Les autres conditions de la réussite sont une meilleure coordination des acteurs et le renforcement de la sécurité juridique. Si tous ces facteurs sont réunis, d’excellentes perspectives économiques s’ouvrent sous la forme d’une efficience informatique améliorée, d’une plus grande capacité concurrentielle et de nouveaux champs d’activité. L’informatique en nuage présente aussi un grand potentiel pour la qualité de vie grâce à des applications dans le domaine de la médecine ou à de nouveaux mécanismes d’interaction sociale et politique.

Proposition de citation: Karl Aberer (2014). L’utilisation d’un nuage demande une analyse approfondie des risques. La Vie économique, 10 mai.

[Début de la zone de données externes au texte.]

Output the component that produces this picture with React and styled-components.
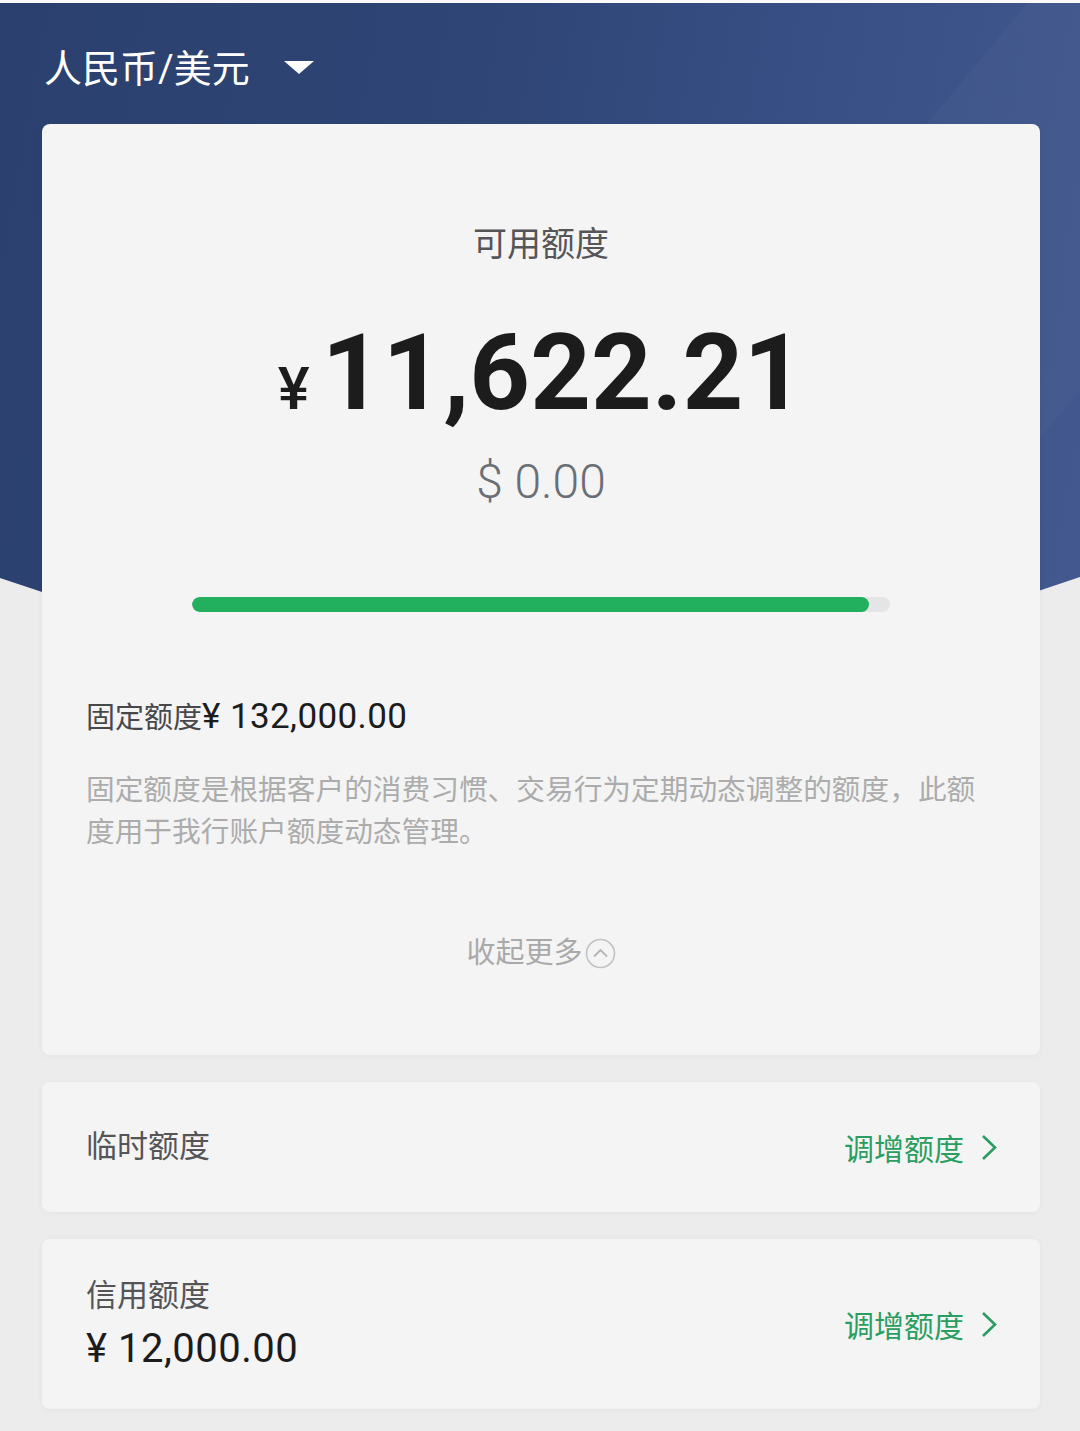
import styled, { createGlobalStyle } from "styled-components"

const GlobalStyle = createGlobalStyle`
    body {
        margin: 0;
        background: #ececec;
        font-family: Roboto, "Noto Sans CJK SC", sans-serif;
    }
`

const colors = {
    navy: "#2c4271",
    card: "#f4f4f4",
    text: "#1c1c1c",
    label: "#555558",
    muted: "#acacac",
    green: "#2a9e60",
    bar: "#22b05f",
}

const DropdownArrow = () => (
    <svg width="30" height="13" viewBox="0 0 30 13">
        <polygon points="0,0 30,0 15,13" fill="#fff" />
    </svg>
)

const CircleUp = () => (
    <svg width="31" height="31" viewBox="0 0 31 31">
        <circle cx="15.5" cy="15.5" r="14" fill="none" stroke="#c2c2c2" strokeWidth="1.6" />
        <polyline points="9,18.5 15.5,12 22,18.5" fill="none" stroke="#b4b4b4" strokeWidth="1.8" />
    </svg>
)

const Chevron = () => (
    <svg width="16" height="27" viewBox="0 0 16 27">
        <polyline points="2,2 14,13.5 2,25" fill="none" stroke={colors.green} strokeWidth="2.6" />
    </svg>
)

const ActionLink = () => (
    <Action>
        调增额度
        <Chevron />
    </Action>
)

export default function App() {
    return (
        <Page>
            <GlobalStyle />
            <Backdrop />

            <Header>
                <CurrencyPicker>
                    人民币/美元
                    <DropdownArrow />
                </CurrencyPicker>
            </Header>

            <Content>
                <MainCard>
                    <Caption>可用额度</Caption>

                    <Amount>
                        <Yen>¥</Yen>
                        <Big>11,622.21</Big>
                    </Amount>
                    <Dollar>$ 0.00</Dollar>

                    <Track>
                        <Fill style={{ width: `${(677 / 698) * 100}%` }} />
                    </Track>

                    <FixedLine>
                        <FixedLabel>固定额度</FixedLabel>
                        <FixedValue>¥ 132,000.00</FixedValue>
                    </FixedLine>

                    <Note>
                        固定额度是根据客户的消费习惯、交易行为定期动态调整的额度，此额度用于我行账户额度动态管理。
                    </Note>

                    <Collapse>
                        收起更多
                        <CircleUp />
                    </Collapse>
                </MainCard>

                <RowCard $tall={false}>
                    <RowLabel>临时额度</RowLabel>
                    <ActionLink />
                </RowCard>

                <RowCard $tall>
                    <div>
                        <RowLabel>信用额度</RowLabel>
                        <RowValue>¥ 12,000.00</RowValue>
                    </div>
                    <ActionLink />
                </RowCard>
            </Content>
        </Page>
    )
}

const Page = styled.div`
    position: relative;
    min-height: 1431px;
    border-top: 3px solid #fafafa;
    box-sizing: border-box;
    overflow: hidden;
`

const Backdrop = styled.div`
    position: absolute;
    top: 0;
    left: 0;
    right: 0;
    height: 755px;
    background:
        linear-gradient(130deg, rgba(255, 255, 255, 0) 60%, rgba(255, 255, 255, 0.025) 60%, rgba(255, 255, 255, 0.02) 82%, rgba(255, 255, 255, 0) 82%),
        linear-gradient(100deg, #2b406e 0%, #2e4575 40%, #385086 70%, #44598f 100%);
    clip-path: polygon(0 0, 100% 0, 100% 574px, 50% 100%, 0 575px);
`

const Header = styled.header`
    position: relative;
    height: 121px;
    padding: 10px 44px 0;
    box-sizing: border-box;
    display: flex;
    align-items: center;
`

const CurrencyPicker = styled.div`
    display: flex;
    align-items: center;
    gap: 34px;
    color: #fff;
    font-size: 38px;
    line-height: 1;

    svg {
        margin-top: -2px;
    }
`

const Content = styled.main`
    position: relative;
    display: flex;
    flex-direction: column;
    gap: 27px;
    padding: 0 40px 20px 42px;
`

const Card = styled.section`
    background: ${colors.card};
    border-radius: 8px;
    box-shadow: 0 1px 6px rgba(0, 0, 0, 0.04);
`

const MainCard = styled(Card)`
    display: flex;
    flex-direction: column;
    align-items: center;
    padding: 100px 44px 82px;
`

const Caption = styled.div`
    font-size: 34px;
    line-height: 41px;
    color: ${colors.label};
`

const Amount = styled.div`
    display: flex;
    align-items: baseline;
    margin-top: 55px;
    color: ${colors.text};
    line-height: 1;
`

const Yen = styled.span`
    font-size: 60px;
    font-weight: 500;
    margin-right: 12px;
`

const Big = styled.span`
    font-size: 106px;
    font-weight: 700;
`

const Dollar = styled.div`
    margin-top: 32px;
    font-size: 48px;
    line-height: 1;
    font-weight: 300;
    color: #6a6e75;
`

const Track = styled.div`
    width: 698px;
    height: 15px;
    margin-top: 91px;
    border-radius: 8px;
    background: #e5e5e5;
    overflow: hidden;
`

const Fill = styled.div`
    height: 100%;
    border-radius: 8px;
    background: ${colors.bar};
`

const FixedLine = styled.div`
    align-self: stretch;
    display: flex;
    align-items: baseline;
    margin-top: 85px;
    line-height: 40px;
`

const FixedLabel = styled.span`
    font-size: 29px;
    color: #48484a;
`

const FixedValue = styled.span`
    font-size: 35px;
    letter-spacing: 0.4px;
    color: ${colors.text};
`

const Note = styled.p`
    align-self: stretch;
    margin: 31px 0 0;
    font-size: 28.7px;
    line-height: 42px;
    color: ${colors.muted};
`

const Collapse = styled.div`
    display: flex;
    align-items: center;
    gap: 2px;
    margin-top: 80px;
    font-size: 29px;
    line-height: 40px;
    color: #a9a9a9;
`

const RowCard = styled(Card)`
    display: flex;
    align-items: center;
    justify-content: space-between;
    height: ${props => (props.$tall ? "170px" : "130px")};
    padding: 0 43px 0 44px;
    box-sizing: border-box;
`

const RowLabel = styled.div`
    font-size: 31px;
    line-height: 40px;
    color: ${colors.label};
`

const RowValue = styled.div`
    margin-top: 10px;
    font-size: 40px;
    letter-spacing: 0.5px;
    line-height: 46px;
    color: ${colors.text};
`

const Action = styled.div`
    display: flex;
    align-items: center;
    gap: 17px;
    font-size: 30px;
    color: ${colors.green};
`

Exemples tirés de la science

Dans la recherche et l’enseignement, trois initiatives chapeautées par l’EPF Lausanne méritent tout particulièrement d’être mentionnées:

  • l’utilisation de plateformes en nuage pour des cours en ligne ouverts à tous («Massive Open Online Courses»), qui pose des questions en matière de sécurité de données, car ces plateformes se situent actuellement aux États-Unis;
  • la mise en place d’un Swiss Research Cloud, dans le but de créer un nuage conçu pour satisfaire les besoins particuliers du stockage et de l’analyse de données scientifiques;
  • la conception d’infrastructures à haut rendement énergétique dans le centre de recherche EcoCloud, afin de freiner la forte hausse de la consommation électrique des nuages et de l’informatique en général.